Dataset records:
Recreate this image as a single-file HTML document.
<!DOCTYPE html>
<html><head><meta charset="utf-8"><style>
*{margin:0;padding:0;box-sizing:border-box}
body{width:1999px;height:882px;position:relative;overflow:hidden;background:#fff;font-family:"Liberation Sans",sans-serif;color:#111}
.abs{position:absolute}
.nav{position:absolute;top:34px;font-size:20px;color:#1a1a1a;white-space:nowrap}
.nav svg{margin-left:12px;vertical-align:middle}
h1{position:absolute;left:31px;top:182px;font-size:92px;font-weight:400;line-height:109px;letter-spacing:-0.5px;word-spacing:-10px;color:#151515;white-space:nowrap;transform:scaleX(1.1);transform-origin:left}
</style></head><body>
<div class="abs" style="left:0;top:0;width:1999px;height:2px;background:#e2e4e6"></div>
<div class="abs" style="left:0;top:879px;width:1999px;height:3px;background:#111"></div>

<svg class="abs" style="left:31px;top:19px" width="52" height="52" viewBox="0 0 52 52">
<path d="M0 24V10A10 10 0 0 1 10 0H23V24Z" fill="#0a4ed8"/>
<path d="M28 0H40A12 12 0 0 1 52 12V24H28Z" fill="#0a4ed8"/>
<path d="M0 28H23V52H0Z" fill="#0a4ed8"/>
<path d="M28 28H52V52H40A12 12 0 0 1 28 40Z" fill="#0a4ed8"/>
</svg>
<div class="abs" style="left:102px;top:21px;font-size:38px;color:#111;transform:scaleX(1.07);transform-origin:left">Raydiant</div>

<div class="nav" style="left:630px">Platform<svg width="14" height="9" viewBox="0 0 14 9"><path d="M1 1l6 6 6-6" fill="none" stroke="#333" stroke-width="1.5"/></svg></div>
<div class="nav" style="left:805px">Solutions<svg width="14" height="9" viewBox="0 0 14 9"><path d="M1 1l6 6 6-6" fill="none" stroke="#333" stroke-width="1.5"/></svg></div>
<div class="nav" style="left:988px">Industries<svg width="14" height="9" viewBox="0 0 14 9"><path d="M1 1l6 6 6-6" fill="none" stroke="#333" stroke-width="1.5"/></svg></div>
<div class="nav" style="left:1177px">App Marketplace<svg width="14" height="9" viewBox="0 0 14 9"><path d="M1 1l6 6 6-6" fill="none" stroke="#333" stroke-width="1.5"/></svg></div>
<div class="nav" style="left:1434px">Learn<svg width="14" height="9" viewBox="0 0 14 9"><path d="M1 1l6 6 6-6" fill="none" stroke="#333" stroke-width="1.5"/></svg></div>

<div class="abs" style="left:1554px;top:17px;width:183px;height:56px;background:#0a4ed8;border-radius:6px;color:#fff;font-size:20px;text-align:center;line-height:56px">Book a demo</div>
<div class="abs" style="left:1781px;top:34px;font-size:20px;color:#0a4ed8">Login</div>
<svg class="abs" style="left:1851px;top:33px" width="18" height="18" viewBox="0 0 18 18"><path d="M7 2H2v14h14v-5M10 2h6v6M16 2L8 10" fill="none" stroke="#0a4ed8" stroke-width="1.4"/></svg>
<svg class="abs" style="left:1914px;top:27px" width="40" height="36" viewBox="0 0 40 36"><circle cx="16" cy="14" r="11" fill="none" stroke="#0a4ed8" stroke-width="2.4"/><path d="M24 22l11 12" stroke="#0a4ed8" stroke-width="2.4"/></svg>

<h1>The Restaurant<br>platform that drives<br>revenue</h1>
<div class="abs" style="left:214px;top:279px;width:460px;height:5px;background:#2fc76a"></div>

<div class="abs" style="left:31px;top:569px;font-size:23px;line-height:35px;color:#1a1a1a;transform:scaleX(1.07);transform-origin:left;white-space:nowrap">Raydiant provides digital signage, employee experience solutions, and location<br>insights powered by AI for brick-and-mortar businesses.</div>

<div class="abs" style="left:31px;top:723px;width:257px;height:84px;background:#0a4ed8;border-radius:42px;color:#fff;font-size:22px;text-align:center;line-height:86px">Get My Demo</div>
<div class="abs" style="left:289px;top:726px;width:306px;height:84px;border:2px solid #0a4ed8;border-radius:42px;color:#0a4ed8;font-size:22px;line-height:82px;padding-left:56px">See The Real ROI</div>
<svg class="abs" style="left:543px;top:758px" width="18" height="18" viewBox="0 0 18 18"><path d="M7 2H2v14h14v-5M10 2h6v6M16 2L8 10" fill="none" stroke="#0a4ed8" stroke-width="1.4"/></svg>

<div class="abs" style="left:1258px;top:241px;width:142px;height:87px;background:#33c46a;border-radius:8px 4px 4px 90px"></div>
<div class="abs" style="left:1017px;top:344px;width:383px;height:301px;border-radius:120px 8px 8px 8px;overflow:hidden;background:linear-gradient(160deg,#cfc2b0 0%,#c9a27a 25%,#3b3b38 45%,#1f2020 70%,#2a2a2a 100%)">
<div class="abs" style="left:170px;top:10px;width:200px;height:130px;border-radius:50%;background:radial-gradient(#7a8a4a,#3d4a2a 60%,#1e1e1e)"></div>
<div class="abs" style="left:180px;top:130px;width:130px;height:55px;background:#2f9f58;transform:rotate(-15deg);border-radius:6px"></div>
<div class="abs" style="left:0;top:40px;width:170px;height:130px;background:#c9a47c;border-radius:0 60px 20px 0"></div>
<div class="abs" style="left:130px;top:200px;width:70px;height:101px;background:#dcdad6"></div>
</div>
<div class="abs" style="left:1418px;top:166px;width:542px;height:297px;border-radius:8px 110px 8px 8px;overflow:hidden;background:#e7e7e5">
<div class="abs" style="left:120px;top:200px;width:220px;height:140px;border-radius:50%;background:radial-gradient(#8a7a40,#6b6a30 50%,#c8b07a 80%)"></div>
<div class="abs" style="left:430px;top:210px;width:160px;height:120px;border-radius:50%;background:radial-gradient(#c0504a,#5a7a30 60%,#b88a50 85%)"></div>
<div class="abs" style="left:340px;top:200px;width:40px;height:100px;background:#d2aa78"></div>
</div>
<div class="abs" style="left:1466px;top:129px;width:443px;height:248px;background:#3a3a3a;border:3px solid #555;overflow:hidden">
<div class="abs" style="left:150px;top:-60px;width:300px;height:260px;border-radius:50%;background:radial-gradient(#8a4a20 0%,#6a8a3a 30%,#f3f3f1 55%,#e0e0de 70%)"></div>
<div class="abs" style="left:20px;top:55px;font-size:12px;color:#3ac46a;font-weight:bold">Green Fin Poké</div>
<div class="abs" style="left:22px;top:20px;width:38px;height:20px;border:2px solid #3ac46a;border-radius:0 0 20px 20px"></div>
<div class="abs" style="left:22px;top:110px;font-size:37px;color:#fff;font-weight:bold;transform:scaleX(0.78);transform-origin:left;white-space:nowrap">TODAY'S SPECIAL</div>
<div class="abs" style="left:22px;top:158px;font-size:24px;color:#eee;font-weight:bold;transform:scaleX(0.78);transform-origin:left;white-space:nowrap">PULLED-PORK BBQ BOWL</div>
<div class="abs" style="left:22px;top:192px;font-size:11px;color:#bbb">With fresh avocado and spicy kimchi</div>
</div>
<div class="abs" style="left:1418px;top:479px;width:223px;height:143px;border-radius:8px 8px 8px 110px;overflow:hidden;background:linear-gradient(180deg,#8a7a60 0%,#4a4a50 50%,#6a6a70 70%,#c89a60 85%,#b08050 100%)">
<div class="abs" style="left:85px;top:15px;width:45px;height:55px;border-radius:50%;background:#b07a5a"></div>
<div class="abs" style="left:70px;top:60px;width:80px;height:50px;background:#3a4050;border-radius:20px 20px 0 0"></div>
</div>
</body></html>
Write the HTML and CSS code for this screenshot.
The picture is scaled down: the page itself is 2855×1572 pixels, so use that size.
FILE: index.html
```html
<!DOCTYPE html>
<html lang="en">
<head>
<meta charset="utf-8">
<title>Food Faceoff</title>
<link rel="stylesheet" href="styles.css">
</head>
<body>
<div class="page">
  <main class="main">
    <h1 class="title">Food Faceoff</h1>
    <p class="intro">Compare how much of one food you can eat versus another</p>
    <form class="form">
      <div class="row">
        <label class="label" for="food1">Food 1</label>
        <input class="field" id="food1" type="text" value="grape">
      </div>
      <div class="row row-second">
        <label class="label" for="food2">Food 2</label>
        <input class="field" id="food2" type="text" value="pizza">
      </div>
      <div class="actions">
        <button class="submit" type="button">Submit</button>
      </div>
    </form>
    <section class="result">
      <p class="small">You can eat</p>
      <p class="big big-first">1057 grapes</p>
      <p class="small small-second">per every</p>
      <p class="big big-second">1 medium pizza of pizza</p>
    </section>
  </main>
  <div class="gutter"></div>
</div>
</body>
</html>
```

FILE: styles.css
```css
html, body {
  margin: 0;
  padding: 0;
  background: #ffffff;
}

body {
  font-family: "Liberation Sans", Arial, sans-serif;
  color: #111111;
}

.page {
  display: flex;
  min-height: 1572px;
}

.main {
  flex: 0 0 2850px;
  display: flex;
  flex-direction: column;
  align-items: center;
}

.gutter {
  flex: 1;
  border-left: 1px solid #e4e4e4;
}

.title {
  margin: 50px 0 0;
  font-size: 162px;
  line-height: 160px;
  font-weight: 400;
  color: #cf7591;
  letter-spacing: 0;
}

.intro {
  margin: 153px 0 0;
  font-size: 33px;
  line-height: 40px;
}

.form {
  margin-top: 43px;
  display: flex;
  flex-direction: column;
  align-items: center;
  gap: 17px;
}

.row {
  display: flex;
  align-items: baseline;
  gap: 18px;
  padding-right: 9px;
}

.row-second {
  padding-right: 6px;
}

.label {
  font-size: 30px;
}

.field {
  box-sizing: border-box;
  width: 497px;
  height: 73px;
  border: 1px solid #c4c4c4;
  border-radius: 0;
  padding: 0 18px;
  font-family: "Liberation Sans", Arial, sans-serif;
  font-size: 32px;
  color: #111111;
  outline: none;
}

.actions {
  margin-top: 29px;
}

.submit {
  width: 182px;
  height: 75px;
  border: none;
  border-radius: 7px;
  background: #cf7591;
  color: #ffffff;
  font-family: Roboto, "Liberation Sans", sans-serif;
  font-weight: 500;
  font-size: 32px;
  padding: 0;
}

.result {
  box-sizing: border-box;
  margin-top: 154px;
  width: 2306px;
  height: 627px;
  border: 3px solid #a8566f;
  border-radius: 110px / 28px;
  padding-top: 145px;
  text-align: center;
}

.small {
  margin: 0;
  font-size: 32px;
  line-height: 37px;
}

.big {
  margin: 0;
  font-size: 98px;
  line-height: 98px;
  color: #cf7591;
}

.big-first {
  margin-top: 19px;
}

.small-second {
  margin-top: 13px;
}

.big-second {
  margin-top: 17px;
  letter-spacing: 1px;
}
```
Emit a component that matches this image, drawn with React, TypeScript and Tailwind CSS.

### [OBJECTIVE]
Pick out the lines that include the word "page" and write them out.

### [PROBLEM SOLUTION]
The picture is scaled down: the page itself is 2855×1572 pixels, so use that size.
<div class="page">
.page {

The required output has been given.